Verso un’estetica del corretto

 

Appena un mese fa La Feltrinelli ha ospitato la presentazione di nuovo, quanto usuale, volume. Un evento di eccezionale affluenza e con una partecipazione decisamente eterogenea.

E di certo non poco stupirà ulteriormente sapere che il volume in questione è… una grammatica italiana!

Ma come? Ci sono presentazioni di romanzi, raccolte di poesie o di racconti quasi desolate e invece una semplice grammatica attira così tanta gente?

Be’ innanzitutto bisogna ammettere che proprio perché la grammatica è qualcosa di così familiare fin dall’infanzia, così nota e sicura, che una riscrittura di questa lascia presagire una qualche novità.

Ed in effetti Scrivere in italiano.
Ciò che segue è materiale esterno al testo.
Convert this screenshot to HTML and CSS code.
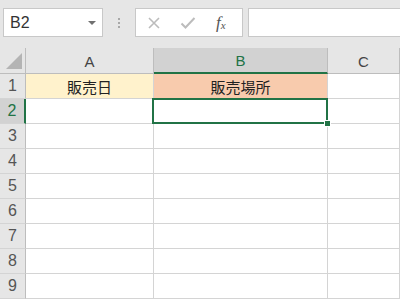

Dalla pratica alla teoria (edizione Carocci) di Fabio Rossi e Fabio Ruggiano inverte il processo classico di apprendimento della grammatica italiana, poiché parte dall’analisi di testi (sia letterari, che fiction, che di scritture private) per risalire agli errori e soprattutto alla logica dell’errore, quindi alla regola che non appare così mera astrazione, ma esperienza consequenziale.

Seconda novità del testo è la proposta di esercizi, la cui soluzione (insieme a ulteriori quesiti) è disponibile on line: scrivereinitaliano.it, sito in cui sono disponibili anche interviste, articoli sulla lingua italiana, lasciando al visitatore l’esatta percezione della lingua come di un organismo vivo. Il volume, dunque, s’iscrive all’interno di un progetto molto più ampio che ha l’intelligenza di essere contemporaneo e di appoggiarsi ai mezzi dei nostri tempi.

Ma merito primo del progetto è quello di andare in contro a una nascosta esigenza del pubblico, la stessa che ha portato tanti curiosi alla presentazione: il desiderio di saper scrivere. Attenzione: scrivere non diventare scrittori. Già. Perché è evidente la percezione di una deriva, che porta l’italiano medio a essere insicuro già nella stesura di una semplice email formale o a tentennare in una discussione pubblica. Un disagio che lascia un senso d’inadeguatezza sociale. Dopo anni di appiattimento linguistico, fomentato da una televisione che propone modelli parlanti spesso aberranti (ben consapevole che la rozzezza verbale trascina con sé quella del pensiero), almeno l’orgoglio sembra iniziare a reagire, sebbene con scopi utilitaristici. La lingua infatti è mezzo di comunicazione che svela in profondità il parlante, molto più di un abito (che poi si sa non fa mica il monaco)… Scrivere e parlare correttamente è il modo per offrire una presentazione del proprio valore.

 

E qui l’ultimo merito dei due autori, la trasmissione – trasparente quanto nascosta – di un gusto del bello che passa da un’estetica dell’esattezza, dalla parola giusta, della struttura giusta…

Un primo e lungo passo che dalla lingua possa un giorno arrivare a contagiare l’intera società, liberandola dal suo silenzioso cannibale: la superficialità dell’approssimazione.